Les membres du gouvernement se réunissent en séminaire ce lundi pour définir les modalités des mesures dévoilées jeudi par Emmanuel Macron. Parmi elles, la baisse de l'impôt sur le revenu qui pourrait se traduire par la réduction des deux premières tranches ou la création d'une nouvelle pour rendre l'entrée dans l'impôt plus progressive.

L'exécutif se met au travail. Quatre jours après la conférence de presse post grand débat national d’Emmanuel Macron, le Premier ministre Édouard Philippe réunit ce lundi les membres du gouvernement à Matignon pour mettre en musique les annonces dévoilées par le chef de l’État.

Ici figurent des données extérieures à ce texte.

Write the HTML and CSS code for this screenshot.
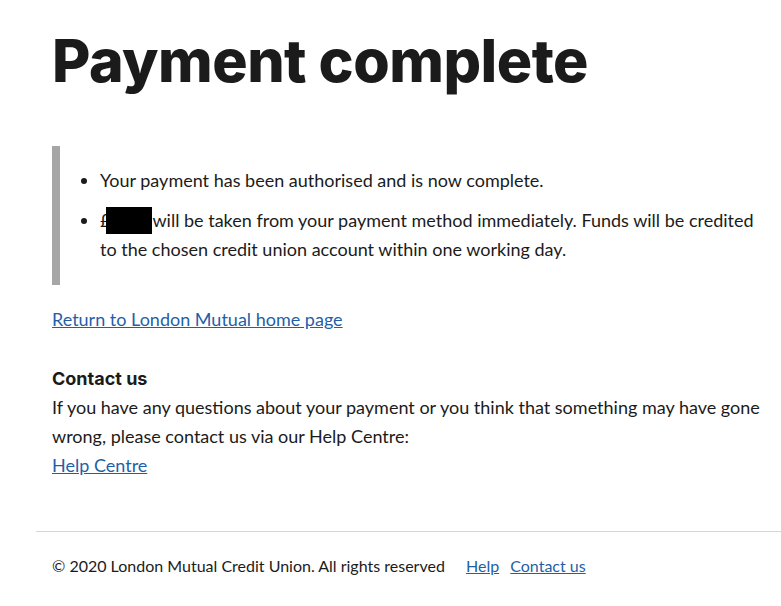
FILE: index.html
```html
<!DOCTYPE html>
<html>
  <head>
    <title>Payment complete</title>
    <meta name="viewport" content="width=device-width, initial-scale=1.0" />
    <link rel="stylesheet" href="styles.css">
  </head>
  <body>
    <main class="page">
      <h1>Payment complete</h1>

      <div class="inset">
        <ul>
          <li>Your payment has been authorised and is now complete.</li>
          <li>
            £<span class="redact"></span>will be taken from your payment method immediately.
            Funds will be credited to the chosen credit union account within one working day.
          </li>
        </ul>
      </div>

      <p class="back"><a href="#">Return to London Mutual home page</a></p>

      <h4>Contact us</h4>
      <p class="contact">
        If you have any questions about your payment or you think that something may have gone
        wrong, please contact us via our Help Centre:<br />
        <a href="#">Help Centre</a>
      </p>
    </main>

    <footer>
      <span class="copy">© 2020 London Mutual Credit Union. All rights reserved</span>
      <a href="#">Help</a>
      <a href="#">Contact us</a>
    </footer>
  </body>
</html>
```

FILE: styles.css
```css
body {
  margin: 0;
  font-family: Lato, "Open Sans", sans-serif;
  font-size: 18px;
  line-height: 29px;
  color: #1b1b1b;
}

a {
  color: #1f5fa8;
}

.page {
  padding: 0 16px 0 52px;
}

h1 {
  font-family: Inter, sans-serif;
  font-weight: 800;
  font-size: 59px;
  line-height: 70px;
  letter-spacing: -0.5px;
  margin: 26px 0 50px;
  color: #1b1b1b;
}

.inset {
  border-left: 8px solid #a6a6a6;
  padding: 20px 0 21px 20px;
}

ul {
  margin: 0;
  padding: 0 0 0 20px;
}

li {
  margin-bottom: 11px;
}

li:last-child {
  margin-bottom: 0;
}

.redact {
  display: inline-block;
  width: 46px;
  height: 27px;
  margin-left: -4px;
  background: #000;
  vertical-align: -7px;
}

.back {
  margin: 20px 0 0;
}

h4 {
  font-family: Inter, sans-serif;
  font-weight: 700;
  font-size: 18px;
  margin: 30px 0 0;
  line-height: 29px;
}

.contact {
  margin: 0;
}

footer {
  margin: 51px 0 0 36px;
  border-top: 1px solid #d6d6d6;
  padding: 19px 16px 20px 16px;
  font-size: 16px;
}

footer .copy {
  margin-right: 17px;
}

footer a {
  margin-right: 7px;
}
```
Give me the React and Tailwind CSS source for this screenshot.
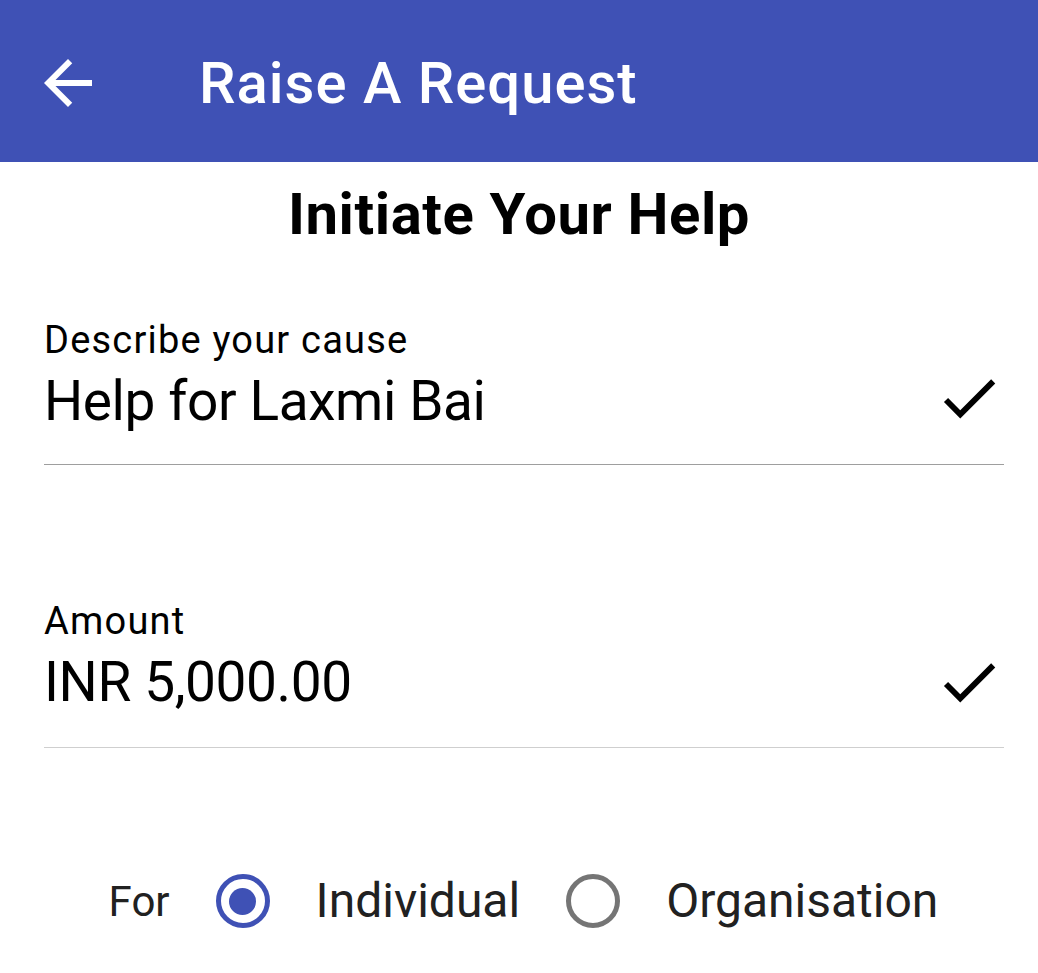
import React from 'react';

const font = { fontFamily: 'Roboto, "Noto Sans", sans-serif' };

const BackArrow = () => (
  <svg viewBox="0 0 24 24" className="w-[72px] h-[72px] fill-white shrink-0">
    <path d="M20 11H7.83l5.59-5.59L12 4l-8 8 8 8 1.41-1.41L7.83 13H20v-2z" />
  </svg>
);

const Check = () => (
  <svg viewBox="0 0 24 24" className="w-[70px] h-[70px] fill-black shrink-0">
    <path d="M9 16.17L4.83 12l-1.42 1.41L9 19 21 7l-1.41-1.41z" />
  </svg>
);

const Field = ({ label, value, lineClass, className = '', checkClass = '', lineGap = 'mt-[28px]' }) => (
  <div className={`ml-[44px] mr-[34px] ${className}`}>
    <div className="text-[38px] leading-[44px] tracking-[1.2px] text-black">{label}</div>
    <div className="flex items-start justify-between mt-[1px]">
      <span className="mt-[3px] text-[55px] leading-[70px] tracking-[-0.4px] text-black">{value}</span>
      <div className={checkClass}>
        <Check />
      </div>
    </div>
    <div className={`${lineGap} h-px ${lineClass}`} />
  </div>
);

const Radio = ({ checked }) =>
  checked ? (
    <div className="w-[54px] h-[54px] rounded-full border-[5px] border-[#3f51b5] flex items-center justify-center shrink-0">
      <div className="w-[27px] h-[27px] rounded-full bg-[#3f51b5]" />
    </div>
  ) : (
    <div className="w-[54px] h-[54px] rounded-full border-[5px] border-[#757575] shrink-0" />
  );

export default function App() {
  return (
    <div className="w-[1038px] h-[973px] bg-white overflow-hidden" style={font}>
      <header className="h-[162px] bg-[#3f51b5] flex items-center pl-[32px] pt-[4px]">
        <BackArrow />
        <h1 className="ml-[95px] text-[58px] leading-[64px] tracking-[1px] font-medium text-white">
          Raise A Request
        </h1>
      </header>

      <h2 className="mt-[20px] text-center text-[58px] leading-[64px] tracking-[0.6px] font-bold text-black">
        Initiate Your Help
      </h2>

      <Field
        className="mt-[72px]"
        label="Describe your cause"
        value="Help for Laxmi Bai"
        lineClass="bg-[#9e9e9e]"
      />
      <Field
        className="mt-[134px]"
        label="Amount"
        value="INR 5,000.00"
        checkClass="mt-[3px]"
        lineGap="mt-[30px]"
        lineClass="bg-[#cfcfcf]"
      />

      <div className="mt-[125px] pl-[9px] flex items-center justify-center gap-[46px] leading-[54px] text-[#212121]">
        <span className="text-[42px] mt-[2px]">For</span>
        <Radio checked />
        <span className="text-[48px]">Individual</span>
        <Radio />
        <span className="text-[48px]">Organisation</span>
      </div>
    </div>
  );
}
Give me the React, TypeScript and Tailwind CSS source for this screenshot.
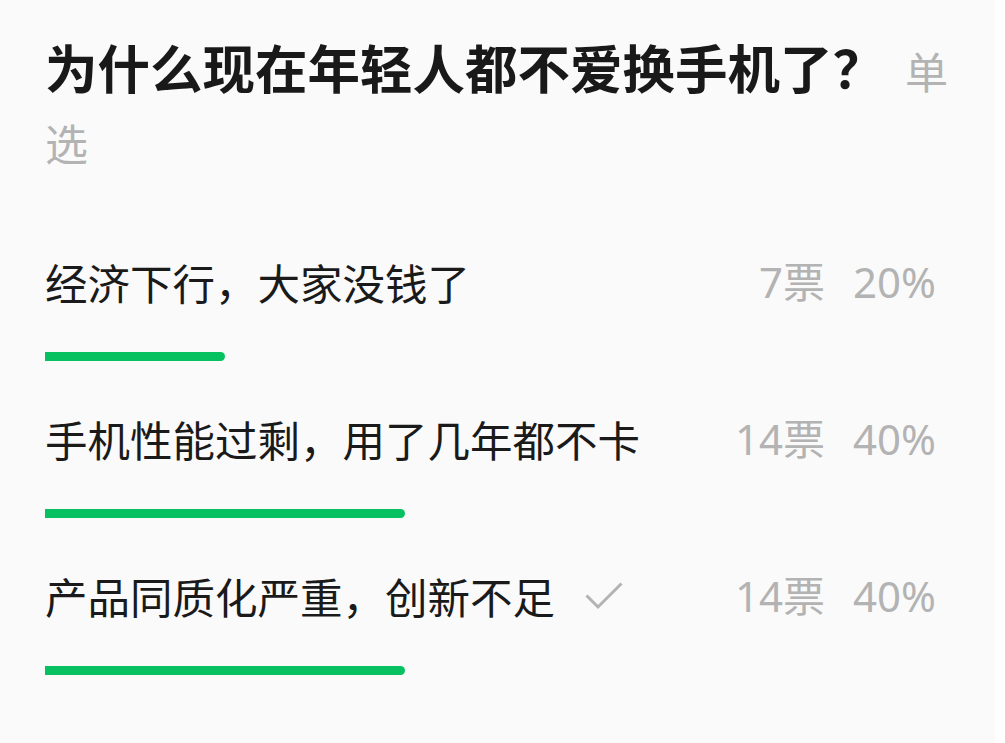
const OPTIONS = [
  { label: "经济下行，大家没钱了", votes: 7, pct: 20, picked: false },
  { label: "手机性能过剩，用了几年都不卡", votes: 14, pct: 40, picked: false },
  { label: "产品同质化严重，创新不足", votes: 14, pct: 40, picked: true },
];

const font = { fontFamily: '"Noto Sans CJK SC", sans-serif' };

function Check() {
  return (
    <svg width="38" height="28" viewBox="0 0 38 28" fill="none" className="ml-[30px] shrink-0">
      <path d="M1.5 13.5 L13 25 L36.5 1.5" stroke="#b3b3b3" strokeWidth="3" />
    </svg>
  );
}

export default function App() {
  return (
    <div className="flex h-[743px] w-full overflow-hidden bg-[#fefefe]" style={font}>
      <main className="w-[995px] shrink-0 bg-[#fafafa] pl-[45px] pr-[45px] pt-[32px]">
        {/* question */}
        <div className="text-[52.5px] font-bold leading-[68px] text-[#191919]">
          为什么现在年轻人都不爱换手机了？
          <span className="ml-[20px] text-[43px] font-normal text-[#b3b3b3]">单选</span>
        </div>

        {/* results */}
        <div className="mt-[78px] flex flex-col gap-[50px]">
          {OPTIONS.map((o, i) => (
            <div key={i}>
              <div className="flex h-[56px] items-center justify-between">
                <div className="flex items-center text-[42.5px] leading-[56px] text-[#1a1a1a]">
                  {o.label}
                  {o.picked && <Check />}
                </div>
                <div
                  className="flex gap-[28px] pr-[14px] text-[42px] leading-[56px] text-[#b3b3b3]"
                  style={{ fontFamily: '"Noto Sans", "Noto Sans CJK SC", sans-serif' }}
                >
                  <span>{o.votes}票</span>
                  <span>{o.pct}%</span>
                </div>
              </div>
              <div className="mt-[42px] h-[9px] w-[900px]">
                <div className="h-full rounded-r-full bg-[#07c160]" style={{ width: `${o.pct}%` }} />
              </div>
            </div>
          ))}
        </div>
      </main>
    </div>
  );
}
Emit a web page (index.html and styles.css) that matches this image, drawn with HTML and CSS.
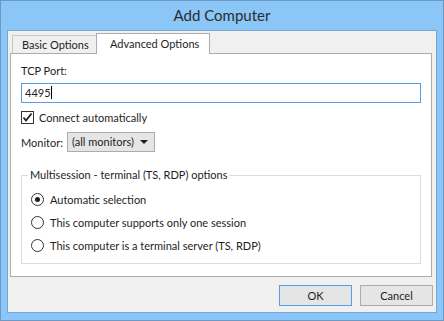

Le gouvernement devra notamment plancher sur la baisse d’impôts souhaitée par Emmanuel Macron pour répondre au ras-le-bol fiscal exprimé par les Français. Le locataire de l’Élysée avait dit vouloir une réduction de l’impôt sur le revenu de l’ordre de 5 milliards d’euros pour les classes moyennes. Soit une baisse totale de 7% de ce que rapporte chaque année l’impôt sur le revenu à l’État (70 milliards d’euros).

Reste à définir les modalités de cette baisse. Vendredi, le ministre de l’Économie Bruno Le Maire a assuré le service après-vente, expliquant que 15 millions de foyers fiscaux en bénéficieraient. Soit près de 9 foyers imposables sur 10.

Baisse "d'à peu près 10%"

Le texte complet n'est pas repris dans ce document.